J'en profite aussi pour balancer en vrac quelques mentions 2014/2015, à commencer par (enfin!) At the Earth's Core de Bobby Nash et Jamie Chase, dont la qualité narrative est plus que discutable mais les artworks absolument fantastiques. Alex+Ada, because I really am a sucker for scifi romance. Le retour de Bob Morane en bédé, violent (trop) et intrigant (très), malheureusement cours-circuité avant d'avoir pu construire quoi que ce soit. L'Epée brisée de Poul Anderson pour sa première traduction française, soixante ans après sa sortie. L'Encyclopédie du western 1903-2014, pavé bivolume absolument dingue signé Patrick Brion, un monsieur que j'ai cru comprendre ne pas avoir une réputation très flatteuse dans le milieu à santiags mais qui signe là un effort exhaustif tout simplement fantastique (et y a des repros de journaux d'époque en bonus de la classe). La nouvelle Schrödinger's Gun de Ray Wood publiée sur Tor.com. Et le bouquin débile de Nanarland mérite mention, rien que sur la forme (c'est une putain de cassette ! avec sa jaquette et tout !)


Et l'an prochain ?
LES INTEGRALES DE CLARK ASHTON SMITH CHEZ MNEMOS ! (Pardon...) Les deux derniers épisodes de Tarzan on the Planet of the Apes, débuté en octobre et qui finira dans le top, j'annonce. Les deux premiers volumes de Captain Future (Caaaaapitain'flâm par chez nous) chez Belial Pulp, qu'il est hors de question de rater. Norse Mythology de Neil Gaiman, une autre collection, plus ciblée celle-ci, qui m'a l'air tout aussi indispensable que Cheap Seats (et, paraissant début février, sera peut-être même ma première lecture 2017).
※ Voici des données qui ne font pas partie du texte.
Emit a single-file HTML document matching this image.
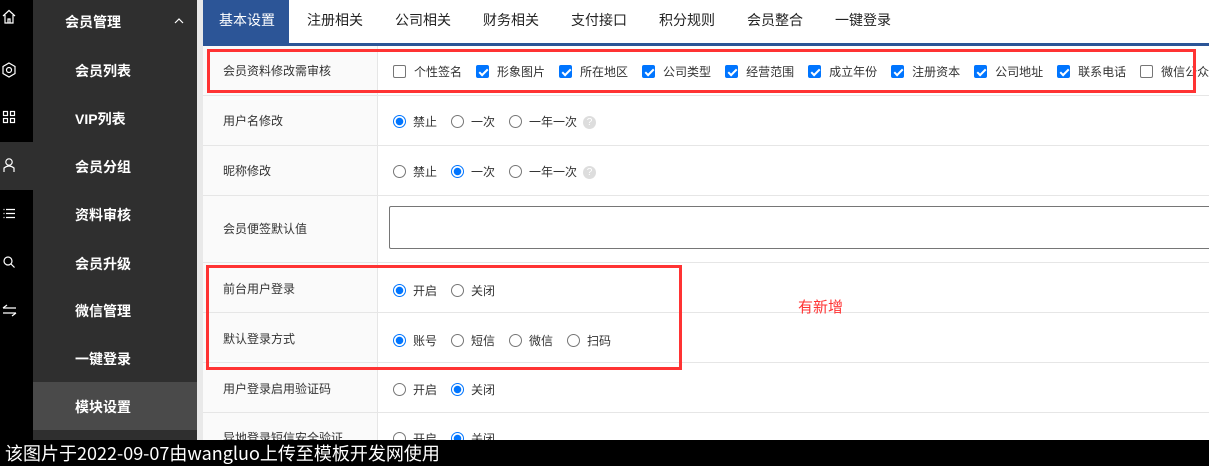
<!DOCTYPE html>
<html><head><meta charset="utf-8"><style>
*{margin:0;padding:0;box-sizing:border-box}
body{width:1209px;height:466px;overflow:hidden;background:#fff;font-family:"Liberation Sans","Noto Sans CJK SC",sans-serif;position:relative;font-size:13px;color:#333}
.a{position:absolute}
.ib{left:0;top:0;width:33px;height:466px;background:#000}
.sb{left:33px;top:0;width:164px;height:466px;background:#2f2f2f}
.gap{left:197px;top:0;width:6px;height:466px;background:#e9e9e9}
.nav{color:#fff;font-size:14px;font-weight:bold;left:75px}
.tab{top:0;height:43px;line-height:41px;font-size:14px;color:#222}
.row{left:203px;width:1006px;border-bottom:1px solid #e6e6e6}
.lab{left:203px;width:175px;background:#fafafa;border-right:1px solid #e6e6e6}
.lt{left:223px;font-size:12px;color:#333}
.cb{width:13px;height:13px;border:1px solid #767676;border-radius:2px;background:#fff;display:inline-block;vertical-align:-2px;margin-right:8px}
.cb.on{background:#0075ff;border-color:#0075ff;position:relative}
.cb.on:after{content:"";position:absolute;left:3.5px;top:0.5px;width:3px;height:7px;border:solid #fff;border-width:0 2px 2px 0;transform:rotate(45deg)}
.rd{width:13px;height:13px;border:1px solid #767676;border-radius:50%;display:inline-block;vertical-align:-2px;margin-right:7px;background:#fff}
.rd.on{border:1.5px solid #0075ff;background:radial-gradient(circle,#0075ff 3.5px,#fff 4px)}
.opts{left:393px;font-size:12px;color:#333;white-space:nowrap}
.opts span.o{margin-right:14px}
.q{display:inline-block;width:13px;height:13px;border-radius:50%;background:#ddd;color:#fff;font-size:10px;text-align:center;line-height:13px;vertical-align:1px;margin-left:-8px}
.red{border:3px solid #f33}
</style></head><body>
<div class="a ib"></div>
<div class="a" style="left:0;top:142px;width:33px;height:48px;background:#2f2f2f"></div>
<div class="a sb"></div>
<div class="a" style="left:33px;top:382px;width:164px;height:48px;background:#4a4a4a"></div>
<div class="a gap"></div>
<svg class="a" style="left:0;top:0" width="33" height="330" fill="none" stroke="#fff" stroke-width="1.2">
<path d="M3 16 L9 10.5 L15 16 M5 15 V23 H13 V15 M8 23 V19 H10 V23"/>
<path d="M9 63 L15 66.5 V73.5 L9 77 L3 73.5 V66.5 Z"/><circle cx="9" cy="70" r="2.5"/>
<rect x="3.5" y="111.5" width="4" height="4"/><rect x="10.5" y="111.5" width="4" height="4"/><rect x="3.5" y="118.5" width="4" height="4"/><rect x="10.5" y="118.5" width="4" height="4"/>
<circle cx="9" cy="162" r="3.2"/><path d="M4 172 V168 Q9 164 14 168 V172"/>
<path d="M3.5 209.5 H4.5 M6 209.5 H15 M3.5 213.5 H4.5 M6 213.5 H15 M3.5 217.5 H4.5 M6 217.5 H15"/>
<circle cx="8" cy="261" r="4"/><path d="M11 264 L14.5 267.5"/>
<path d="M3 308 H16 M3 308 L7 305 M3 313 H16 M16 313 L12 316"/>
</svg>
<svg class="a" style="left:174px;top:18px" width="10" height="6" fill="none" stroke="#fff" stroke-width="1.2"><path d="M1 5 L5 1 L9 5"/></svg>
<div class="a nav" style="left:65px;top:12px">会员管理</div>
<div class="a nav" style="top:61px">会员列表</div>
<div class="a nav" style="top:109px">VIP列表</div>
<div class="a nav" style="top:157px">会员分组</div>
<div class="a nav" style="top:205px">资料审核</div>
<div class="a nav" style="top:254px">会员升级</div>
<div class="a nav" style="top:301px">微信管理</div>
<div class="a nav" style="top:349px">一键登录</div>
<div class="a nav" style="top:397px">模块设置</div>

<div class="a" style="left:203px;top:0;width:86px;height:43px;background:#2c5597"></div>
<div class="a" style="left:203px;top:43px;width:1006px;height:3px;background:#2c5597"></div>
<div class="a tab" style="left:219px;color:#fff">基本设置</div>
<div class="a tab" style="left:307px">注册相关</div>
<div class="a tab" style="left:395px">公司相关</div>
<div class="a tab" style="left:483px">财务相关</div>
<div class="a tab" style="left:571px">支付接口</div>
<div class="a tab" style="left:659px">积分规则</div>
<div class="a tab" style="left:747px">会员整合</div>
<div class="a tab" style="left:835px">一键登录</div>

<div class="a lab" style="top:46px;height:394px"></div>
<div class="a row" style="top:46px;height:50px"></div>
<div class="a row" style="top:96px;height:50px"></div>
<div class="a row" style="top:146px;height:50px"></div>
<div class="a row" style="top:196px;height:67px"></div>
<div class="a row" style="top:263px;height:50px"></div>
<div class="a row" style="top:313px;height:50px"></div>
<div class="a row" style="top:363px;height:50px"></div>

<div class="a lt" style="top:62px">会员资料修改需审核</div>
<div class="a opts" style="top:63px"><span class="cb"></span><span class="o">个性签名</span><span class="cb on"></span><span class="o">形象图片</span><span class="cb on"></span><span class="o">所在地区</span><span class="cb on"></span><span class="o">公司类型</span><span class="cb on"></span><span class="o">经营范围</span><span class="cb on"></span><span class="o">成立年份</span><span class="cb on"></span><span class="o">注册资本</span><span class="cb on"></span><span class="o">公司地址</span><span class="cb on"></span><span class="o">联系电话</span><span class="cb"></span><span class="o">微信公众号</span></div>

<div class="a lt" style="top:112px">用户名修改</div>
<div class="a opts" style="top:113px"><span class="rd on"></span><span class="o">禁止</span><span class="rd"></span><span class="o">一次</span><span class="rd"></span><span class="o">一年一次</span><span class="q">?</span></div>
<div class="a lt" style="top:162px">昵称修改</div>
<div class="a opts" style="top:163px"><span class="rd"></span><span class="o">禁止</span><span class="rd on"></span><span class="o">一次</span><span class="rd"></span><span class="o">一年一次</span><span class="q">?</span></div>
<div class="a lt" style="top:220px">会员便签默认值</div>
<div class="a" style="left:389px;top:206px;width:830px;height:43px;border:1px solid #767676;border-radius:2px"></div>
<div class="a lt" style="top:280px">前台用户登录</div>
<div class="a opts" style="top:282px"><span class="rd on"></span><span class="o">开启</span><span class="rd"></span><span class="o">关闭</span></div>
<div class="a lt" style="top:330px">默认登录方式</div>
<div class="a opts" style="top:332px"><span class="rd on"></span><span class="o">账号</span><span class="rd"></span><span class="o">短信</span><span class="rd"></span><span class="o">微信</span><span class="rd"></span><span class="o">扫码</span></div>
<div class="a lt" style="top:380px">用户登录启用验证码</div>
<div class="a opts" style="top:381px"><span class="rd"></span><span class="o">开启</span><span class="rd on"></span><span class="o">关闭</span></div>
<div class="a lt" style="top:429px">异地登录短信安全验证</div>
<div class="a opts" style="top:430px"><span class="rd"></span><span class="o">开启</span><span class="rd on"></span><span class="o">关闭</span></div>

<div class="a red" style="left:207px;top:49px;width:989px;height:44px"></div>
<div class="a red" style="left:206px;top:265px;width:476px;height:105px"></div>
<div class="a" style="left:798px;top:296px;color:#f33;font-size:15px">有新增</div>

<div class="a" style="left:0;top:440px;width:1209px;height:26px;background:#000;color:#fff;font-size:18px;line-height:26px;padding-left:5px;font-family:'Noto Sans CJK SC','DejaVu Sans',sans-serif">该图片于2022-09-07由wangluo上传至模板开发网使用</div>
</body></html>
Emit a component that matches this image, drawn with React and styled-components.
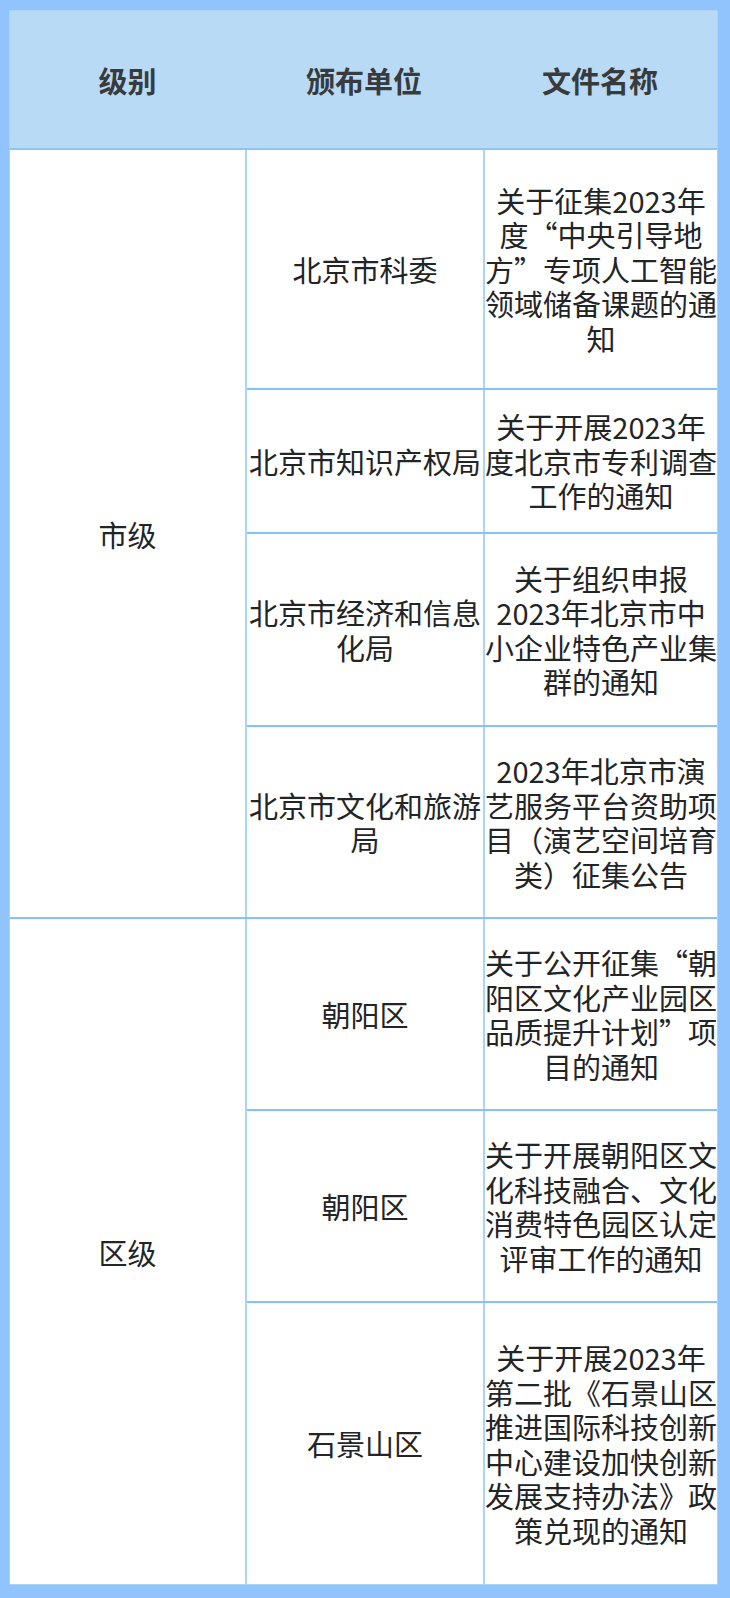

Je veux une VF d'Infomocracy de Malka Older, que quelqu'un s'occupe du Binti de Nnedi Okorafor, et bien évidemment la suite du Problème à trois corps de Liu Cixin. Pourquoi pas le tome 2 du Caravage de Manara, aussi, conclusion de la vie romancée de ce Zorro-artiste-peintre que j'attend depuis quelque chose comme un an et demi maintenant ?
Et ça n'arrivera jamais, mais çaCa c'est un truc génial, la Folio Society devrait traduire ses bouquins, je veux ça en français, moi, même si c'est juste pour faire beau dans la bibliothèque.